L'article 77 ici analysé prévoit alors que la médiation peut être introduite dans les procédures en première ou en dernière instance. Cette limitation peut être discutée : nous pensons en effet qu'il est également justifié que la médiation puisse être introduite au stade de l'appel25.
En ce qui concerne le moment où la médiation peut avoir lieu, l'article 77, dans son premier paragraphe, établit que le juge ou le tribunal peut renvoyer le procès à la médiation une fois que la demande et la défense ont été déposées. Le deuxième paragraphe précise que la tentative de conciliation peut avoir lieu à tout moment, avant le jour où l'affaire est déclarée close pour jugement. La règle n'est pas très précise, mais on peut en déduire que la saisine doit avoir lieu après les mémoires en demande et en défense, et en tout état de cause avant que le jour de la délibération et du jugement ne soit fixé.

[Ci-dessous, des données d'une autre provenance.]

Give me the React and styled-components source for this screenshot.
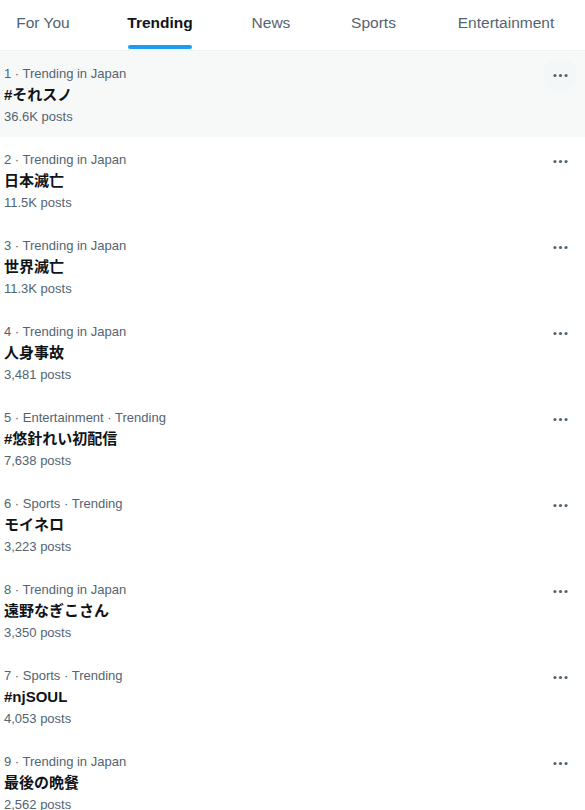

Cette disposition a toutefois généré un doute : la médiation peut-elle avoir lieu après le prononcé d'un jugement, lorsque l’exécution de ce dernier pose problème ? Le doute a été résorbé dans une importante ordonnance du Tribunal supérieur de Galice datant du 8 février 201926. Celui-ci a en effet accepté la mise en place d’une médiation dans le but de parvenir à l'exécution d'une décision de justice tendant à la démolition d'un bâtiment, décision qui n'avait pas été exécutée depuis vingt ans. L'ordonnance du Tribunal, dont le contenu exhaustif est très intéressant et qui contient deux opinions dissidentes, affirme la possibilité générale de résoudre un problème d'exécution d’une décision de justice par la voie de la médiation, et souligne l'opportunité de ce processus dans ce cadre spécifique. À cet égard, il est intéressant de reproduire un passage de l'ordonnance :
« Il convient de distinguer l'institution de la médiation intra-juridictionnelle de son utilisation dans le cadre de l'exécution des jugements, puisque, contrairement à d'autres actes juridiques, tels que les accords, les pactes, ou les actions de renonciation, la médiation intra-juridictionnelle, comme son nom l'indique, est une procédure qui se déroule dans le cadre de la procédure juridictionnelle et qui est encadrée dès le départ par le juge ou le tribunal, et initiée soit d'office, soit à la demande de toutes les parties ou de l'une d'entre elles, comme c'est le cas en l'espèce. C'est ainsi que la deuxième section de ce tribunal, compte tenu de l'état d'exécution de la sentence et du nombre d'années qui se sont écoulées depuis son prononcé (presque 18) et depuis le début du processus (22), sans parvenir à aucun résultat, a décidé, à la demande de la mairie de La Corogne, d'engager ladite procédure de médiation intra-juridictionnelle. »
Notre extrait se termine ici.